Copy each line that holds "styles".

>>>

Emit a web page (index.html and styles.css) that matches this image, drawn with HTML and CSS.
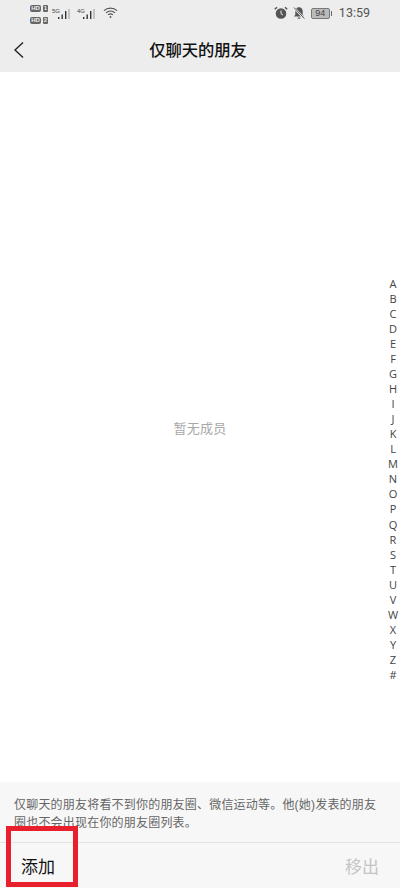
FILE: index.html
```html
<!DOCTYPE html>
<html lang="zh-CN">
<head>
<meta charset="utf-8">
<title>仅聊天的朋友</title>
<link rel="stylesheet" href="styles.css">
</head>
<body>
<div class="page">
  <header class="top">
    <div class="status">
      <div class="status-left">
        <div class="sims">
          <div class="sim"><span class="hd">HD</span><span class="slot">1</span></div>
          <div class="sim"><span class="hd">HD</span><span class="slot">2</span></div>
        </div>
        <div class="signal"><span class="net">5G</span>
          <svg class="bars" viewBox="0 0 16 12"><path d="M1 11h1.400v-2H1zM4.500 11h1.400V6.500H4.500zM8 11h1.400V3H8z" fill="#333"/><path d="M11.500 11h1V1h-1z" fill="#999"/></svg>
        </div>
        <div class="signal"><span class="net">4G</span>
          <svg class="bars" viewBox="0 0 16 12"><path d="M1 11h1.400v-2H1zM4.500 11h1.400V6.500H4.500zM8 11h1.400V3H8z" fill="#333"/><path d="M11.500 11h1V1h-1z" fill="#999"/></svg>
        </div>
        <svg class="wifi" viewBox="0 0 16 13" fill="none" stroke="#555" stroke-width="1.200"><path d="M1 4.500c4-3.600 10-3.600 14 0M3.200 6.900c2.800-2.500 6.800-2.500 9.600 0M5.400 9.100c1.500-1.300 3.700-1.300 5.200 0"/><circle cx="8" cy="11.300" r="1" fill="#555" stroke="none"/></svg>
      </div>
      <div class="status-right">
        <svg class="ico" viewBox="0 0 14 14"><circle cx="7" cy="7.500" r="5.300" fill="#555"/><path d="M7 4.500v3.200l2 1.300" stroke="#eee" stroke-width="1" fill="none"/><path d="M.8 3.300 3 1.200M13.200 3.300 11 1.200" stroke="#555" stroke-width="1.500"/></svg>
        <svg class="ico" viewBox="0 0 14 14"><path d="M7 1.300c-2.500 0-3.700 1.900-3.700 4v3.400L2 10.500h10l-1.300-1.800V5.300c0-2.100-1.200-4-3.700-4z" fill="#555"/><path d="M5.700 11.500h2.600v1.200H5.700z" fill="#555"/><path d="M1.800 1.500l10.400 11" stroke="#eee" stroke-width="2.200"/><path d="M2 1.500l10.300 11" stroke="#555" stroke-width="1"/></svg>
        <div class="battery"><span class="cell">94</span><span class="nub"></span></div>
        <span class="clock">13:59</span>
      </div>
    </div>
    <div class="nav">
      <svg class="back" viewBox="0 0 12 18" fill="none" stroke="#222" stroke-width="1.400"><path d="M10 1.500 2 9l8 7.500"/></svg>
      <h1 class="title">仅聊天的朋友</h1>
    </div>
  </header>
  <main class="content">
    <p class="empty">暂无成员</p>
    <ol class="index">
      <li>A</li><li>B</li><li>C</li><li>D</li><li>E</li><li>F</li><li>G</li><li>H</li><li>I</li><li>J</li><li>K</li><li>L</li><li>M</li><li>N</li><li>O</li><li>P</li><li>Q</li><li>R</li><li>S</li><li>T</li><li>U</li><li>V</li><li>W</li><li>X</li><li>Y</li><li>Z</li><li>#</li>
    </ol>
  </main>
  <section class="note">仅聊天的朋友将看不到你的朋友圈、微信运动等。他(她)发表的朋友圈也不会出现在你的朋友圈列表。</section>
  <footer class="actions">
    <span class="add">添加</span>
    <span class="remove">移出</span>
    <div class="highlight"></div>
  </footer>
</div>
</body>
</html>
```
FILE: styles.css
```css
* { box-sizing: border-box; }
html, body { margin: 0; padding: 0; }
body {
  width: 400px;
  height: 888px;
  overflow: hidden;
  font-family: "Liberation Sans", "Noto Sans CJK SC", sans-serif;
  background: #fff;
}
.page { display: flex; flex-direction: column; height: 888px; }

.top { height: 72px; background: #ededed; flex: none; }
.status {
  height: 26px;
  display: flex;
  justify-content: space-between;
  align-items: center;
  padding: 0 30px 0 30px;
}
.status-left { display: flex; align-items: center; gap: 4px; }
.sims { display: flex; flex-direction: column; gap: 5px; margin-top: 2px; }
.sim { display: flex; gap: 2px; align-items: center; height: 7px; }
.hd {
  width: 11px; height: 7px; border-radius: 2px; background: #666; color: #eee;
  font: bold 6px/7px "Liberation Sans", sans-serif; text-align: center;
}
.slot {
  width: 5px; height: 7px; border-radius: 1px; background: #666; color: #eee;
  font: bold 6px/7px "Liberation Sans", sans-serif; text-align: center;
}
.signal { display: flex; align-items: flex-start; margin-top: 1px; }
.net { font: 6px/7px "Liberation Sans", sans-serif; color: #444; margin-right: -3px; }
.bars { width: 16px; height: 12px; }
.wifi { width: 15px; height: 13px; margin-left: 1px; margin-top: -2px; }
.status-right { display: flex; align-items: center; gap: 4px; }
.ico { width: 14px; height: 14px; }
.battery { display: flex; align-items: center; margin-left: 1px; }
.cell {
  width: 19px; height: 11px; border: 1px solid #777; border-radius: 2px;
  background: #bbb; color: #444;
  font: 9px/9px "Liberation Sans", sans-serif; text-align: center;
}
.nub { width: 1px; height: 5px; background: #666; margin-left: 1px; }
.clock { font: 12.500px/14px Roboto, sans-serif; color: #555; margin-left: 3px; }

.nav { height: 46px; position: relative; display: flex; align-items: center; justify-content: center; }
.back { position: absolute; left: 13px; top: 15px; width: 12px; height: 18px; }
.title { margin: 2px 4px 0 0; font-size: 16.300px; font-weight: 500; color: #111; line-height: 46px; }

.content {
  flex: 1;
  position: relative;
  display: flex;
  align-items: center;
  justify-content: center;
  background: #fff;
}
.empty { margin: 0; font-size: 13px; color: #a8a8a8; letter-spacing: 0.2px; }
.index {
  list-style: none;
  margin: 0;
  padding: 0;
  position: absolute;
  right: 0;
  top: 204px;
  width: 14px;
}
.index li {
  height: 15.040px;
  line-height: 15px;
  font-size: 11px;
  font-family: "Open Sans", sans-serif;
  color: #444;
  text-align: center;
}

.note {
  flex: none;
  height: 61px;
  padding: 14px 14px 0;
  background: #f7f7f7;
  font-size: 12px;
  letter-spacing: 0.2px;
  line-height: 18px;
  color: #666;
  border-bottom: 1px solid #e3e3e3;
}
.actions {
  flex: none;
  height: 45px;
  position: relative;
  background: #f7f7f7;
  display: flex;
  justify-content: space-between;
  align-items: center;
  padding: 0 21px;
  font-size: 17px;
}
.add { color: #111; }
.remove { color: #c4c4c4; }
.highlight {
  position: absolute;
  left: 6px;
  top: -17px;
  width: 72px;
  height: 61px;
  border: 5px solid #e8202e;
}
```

<<<

TASK OUTPUT:
Emit a web page (index.html and styles.css) that matches this image, drawn with HTML and CSS.
<link rel="stylesheet" href="styles.css">
FILE: styles.css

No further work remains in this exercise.